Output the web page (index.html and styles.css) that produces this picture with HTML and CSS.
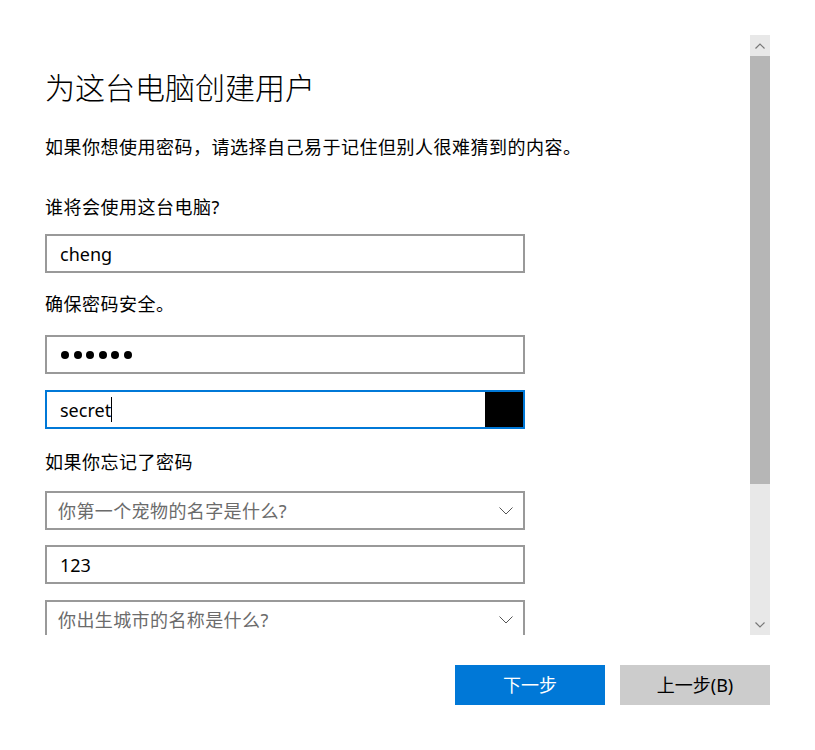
FILE: index.html
```html
<!DOCTYPE html>
<html lang="zh-CN">
<head>
<meta charset="utf-8">
<title>为这台电脑创建用户</title>
<link rel="stylesheet" href="styles.css">
</head>
<body>
<div class="window">
  <div class="scroll-area">
    <div class="content">
      <h1 class="title">为这台电脑创建用户</h1>
      <p class="intro">如果你想使用密码，请选择自己易于记住但别人很难猜到的内容。</p>
      <div class="label label-who">谁将会使用这台电脑?</div>
      <div class="field field-user"><span class="value">cheng</span></div>
      <div class="label label-safe">确保密码安全。</div>
      <div class="field field-pwd">
        <span class="dots"><i></i><i></i><i></i><i></i><i></i><i></i></span>
      </div>
      <div class="field field-focus">
        <span class="value">secret</span><span class="caret"></span>
        <span class="reveal"></span>
      </div>
      <div class="label label-forgot">如果你忘记了密码</div>
      <div class="field select select-1">
        <span class="placeholder">你第一个宠物的名字是什么?</span>
        <svg class="chev" width="14" height="8" viewBox="0 0 14 8"><path d="M0.5 0.5 L7 7 L13.5 0.5" fill="none" stroke="#555" stroke-width="1"/></svg>
      </div>
      <div class="field field-answer"><span class="value">123</span></div>
      <div class="field select select-2">
        <span class="placeholder">你出生城市的名称是什么?</span>
        <svg class="chev" width="14" height="8" viewBox="0 0 14 8"><path d="M0.5 0.5 L7 7 L13.5 0.5" fill="none" stroke="#555" stroke-width="1"/></svg>
      </div>
    </div>
    <div class="scrollbar">
      <div class="sb-btn">
        <svg width="10" height="6" viewBox="0 0 10 6"><path d="M0.5 5.5 L5 1 L9.5 5.5" fill="none" stroke="#777" stroke-width="1.2"/></svg>
      </div>
      <div class="sb-thumb"></div>
      <div class="sb-track"></div>
      <div class="sb-btn">
        <svg width="10" height="6" viewBox="0 0 10 6"><path d="M0.5 0.5 L5 5 L9.5 0.5" fill="none" stroke="#777" stroke-width="1.2"/></svg>
      </div>
    </div>
  </div>
  <div class="footer">
    <button class="btn btn-primary">下一步</button>
    <button class="btn btn-secondary">上一步(B)</button>
  </div>
</div>
</body>
</html>
```
FILE: styles.css
```css
html, body {
  margin: 0;
  padding: 0;
  background: #ffffff;
}

body {
  font-family: "Noto Sans", "Noto Sans CJK SC", sans-serif;
  color: #000;
  width: 815px;
  height: 750px;
  overflow: hidden;
}

.window {
  padding-top: 35px;
  display: flex;
  flex-direction: column;
}

.scroll-area {
  display: flex;
  height: 600px;
  width: 770px;
}

.content {
  flex: 1;
  overflow: hidden;
  padding-left: 45px;
  display: flex;
  flex-direction: column;
  align-items: flex-start;
}

.title {
  margin: 31px 0 0 0;
  font-family: "Noto Sans CJK SC", sans-serif;
  font-weight: 300;
  font-size: 30px;
  line-height: 40px;
}

.intro {
  margin: 29px 0 0 0;
  font-size: 18px;
  line-height: 24px;
  letter-spacing: 0.5px;
}

.label {
  font-size: 18px;
  line-height: 24px;
  letter-spacing: 0.5px;
}

.label-who { margin-top: 36px; }
.label-safe { margin-top: 19px; }
.label-forgot { margin-top: 21px; }

.field {
  box-sizing: border-box;
  width: 480px;
  height: 39px;
  flex: none;
  border: 2px solid #999999;
  background: #fff;
  display: flex;
  align-items: center;
  padding-left: 13px;
  font-size: 18px;
}

.field-user { margin-top: 15px; }
.field-pwd { margin-top: 19px; }
.field-focus { margin-top: 16px; border-color: #0078d7; padding-right: 0; }
.select-1 { margin-top: 17px; }
.field-answer { margin-top: 15px; }
.select-2 { margin-top: 16px; }

.value {
  line-height: 24px;
}

.dots {
  display: flex;
  gap: 4.5px;
  padding-left: 1px;
}

.dots i {
  width: 8px;
  height: 8px;
  border-radius: 50%;
  background: #000;
}

.caret {
  width: 1px;
  height: 25px;
  background: #000;
}

.reveal {
  margin-left: auto;
  width: 38px;
  height: 100%;
  background: #000;
}

.select {
  padding-left: 11px;
  padding-right: 10px;
  justify-content: space-between;
}

.placeholder {
  color: #6b6b6b;
  line-height: 24px;
  letter-spacing: 0.4px;
}

.chev {
  display: block;
}

.scrollbar {
  width: 20px;
  display: flex;
  flex-direction: column;
  background: #e8e8e8;
}

.sb-btn {
  height: 21px;
  display: flex;
  align-items: center;
  justify-content: center;
  flex: none;
}

.sb-thumb {
  height: 428px;
  background: #b6b6b6;
  flex: none;
}

.sb-track {
  flex: 1;
}

.footer {
  display: flex;
  justify-content: flex-end;
  gap: 15px;
  width: 770px;
  margin-top: 30px;
}

.btn {
  width: 150px;
  height: 40px;
  border: none;
  font-family: "Noto Sans", "Noto Sans CJK SC", sans-serif;
  font-size: 18px;
  padding: 0;
  line-height: 24px;
}

.btn-primary {
  background: #0078d7;
  color: #fff;
}

.btn-secondary {
  background: #cccccc;
  color: #000;
}
```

------------------------------------

■ Task details ■
From the material above, reproduce everything verbatim except the pictures.

■ Answer to the task ■
Output the web page (index.html and styles.css) that produces this picture with HTML and CSS.
FILE: index.html
```html
<!DOCTYPE html>
<html lang="zh-CN">
<head>
<meta charset="utf-8">
<title>为这台电脑创建用户</title>
<link rel="stylesheet" href="styles.css">
</head>
<body>
<div class="window">
  <div class="scroll-area">
    <div class="content">
      <h1 class="title">为这台电脑创建用户</h1>
      <p class="intro">如果你想使用密码，请选择自己易于记住但别人很难猜到的内容。</p>
      <div class="label label-who">谁将会使用这台电脑?</div>
      <div class="field field-user"><span class="value">cheng</span></div>
      <div class="label label-safe">确保密码安全。</div>
      <div class="field field-pwd">
        <span class="dots"><i></i><i></i><i></i><i></i><i></i><i></i></span>
      </div>
      <div class="field field-focus">
        <span class="value">secret</span><span class="caret"></span>
        <span class="reveal"></span>
      </div>
      <div class="label label-forgot">如果你忘记了密码</div>
      <div class="field select select-1">
        <span class="placeholder">你第一个宠物的名字是什么?</span>
        <svg class="chev" width="14" height="8" viewBox="0 0 14 8"><path d="M0.5 0.5 L7 7 L13.5 0.5" fill="none" stroke="#555" stroke-width="1"/></svg>
      </div>
      <div class="field field-answer"><span class="value">123</span></div>
      <div class="field select select-2">
        <span class="placeholder">你出生城市的名称是什么?</span>
        <svg class="chev" width="14" height="8" viewBox="0 0 14 8"><path d="M0.5 0.5 L7 7 L13.5 0.5" fill="none" stroke="#555" stroke-width="1"/></svg>
      </div>
    </div>
    <div class="scrollbar">
      <div class="sb-btn">
        <svg width="10" height="6" viewBox="0 0 10 6"><path d="M0.5 5.5 L5 1 L9.5 5.5" fill="none" stroke="#777" stroke-width="1.2"/></svg>
      </div>
      <div class="sb-thumb"></div>
      <div class="sb-track"></div>
      <div class="sb-btn">
        <svg width="10" height="6" viewBox="0 0 10 6"><path d="M0.5 0.5 L5 5 L9.5 0.5" fill="none" stroke="#777" stroke-width="1.2"/></svg>
      </div>
    </div>
  </div>
  <div class="footer">
    <button class="btn btn-primary">下一步</button>
    <button class="btn btn-secondary">上一步(B)</button>
  </div>
</div>
</body>
</html>
```
FILE: styles.css
```css
html, body {
  margin: 0;
  padding: 0;
  background: #ffffff;
}

body {
  font-family: "Noto Sans", "Noto Sans CJK SC", sans-serif;
  color: #000;
  width: 815px;
  height: 750px;
  overflow: hidden;
}

.window {
  padding-top: 35px;
  display: flex;
  flex-direction: column;
}

.scroll-area {
  display: flex;
  height: 600px;
  width: 770px;
}

.content {
  flex: 1;
  overflow: hidden;
  padding-left: 45px;
  display: flex;
  flex-direction: column;
  align-items: flex-start;
}

.title {
  margin: 31px 0 0 0;
  font-family: "Noto Sans CJK SC", sans-serif;
  font-weight: 300;
  font-size: 30px;
  line-height: 40px;
}

.intro {
  margin: 29px 0 0 0;
  font-size: 18px;
  line-height: 24px;
  letter-spacing: 0.5px;
}

.label {
  font-size: 18px;
  line-height: 24px;
  letter-spacing: 0.5px;
}

.label-who { margin-top: 36px; }
.label-safe { margin-top: 19px; }
.label-forgot { margin-top: 21px; }

.field {
  box-sizing: border-box;
  width: 480px;
  height: 39px;
  flex: none;
  border: 2px solid #999999;
  background: #fff;
  display: flex;
  align-items: center;
  padding-left: 13px;
  font-size: 18px;
}

.field-user { margin-top: 15px; }
.field-pwd { margin-top: 19px; }
.field-focus { margin-top: 16px; border-color: #0078d7; padding-right: 0; }
.select-1 { margin-top: 17px; }
.field-answer { margin-top: 15px; }
.select-2 { margin-top: 16px; }

.value {
  line-height: 24px;
}

.dots {
  display: flex;
  gap: 4.5px;
  padding-left: 1px;
}

.dots i {
  width: 8px;
  height: 8px;
  border-radius: 50%;
  background: #000;
}

.caret {
  width: 1px;
  height: 25px;
  background: #000;
}

.reveal {
  margin-left: auto;
  width: 38px;
  height: 100%;
  background: #000;
}

.select {
  padding-left: 11px;
  padding-right: 10px;
  justify-content: space-between;
}

.placeholder {
  color: #6b6b6b;
  line-height: 24px;
  letter-spacing: 0.4px;
}

.chev {
  display: block;
}

.scrollbar {
  width: 20px;
  display: flex;
  flex-direction: column;
  background: #e8e8e8;
}

.sb-btn {
  height: 21px;
  display: flex;
  align-items: center;
  justify-content: center;
  flex: none;
}

.sb-thumb {
  height: 428px;
  background: #b6b6b6;
  flex: none;
}

.sb-track {
  flex: 1;
}

.footer {
  display: flex;
  justify-content: flex-end;
  gap: 15px;
  width: 770px;
  margin-top: 30px;
}

.btn {
  width: 150px;
  height: 40px;
  border: none;
  font-family: "Noto Sans", "Noto Sans CJK SC", sans-serif;
  font-size: 18px;
  padding: 0;
  line-height: 24px;
}

.btn-primary {
  background: #0078d7;
  color: #fff;
}

.btn-secondary {
  background: #cccccc;
  color: #000;
}
```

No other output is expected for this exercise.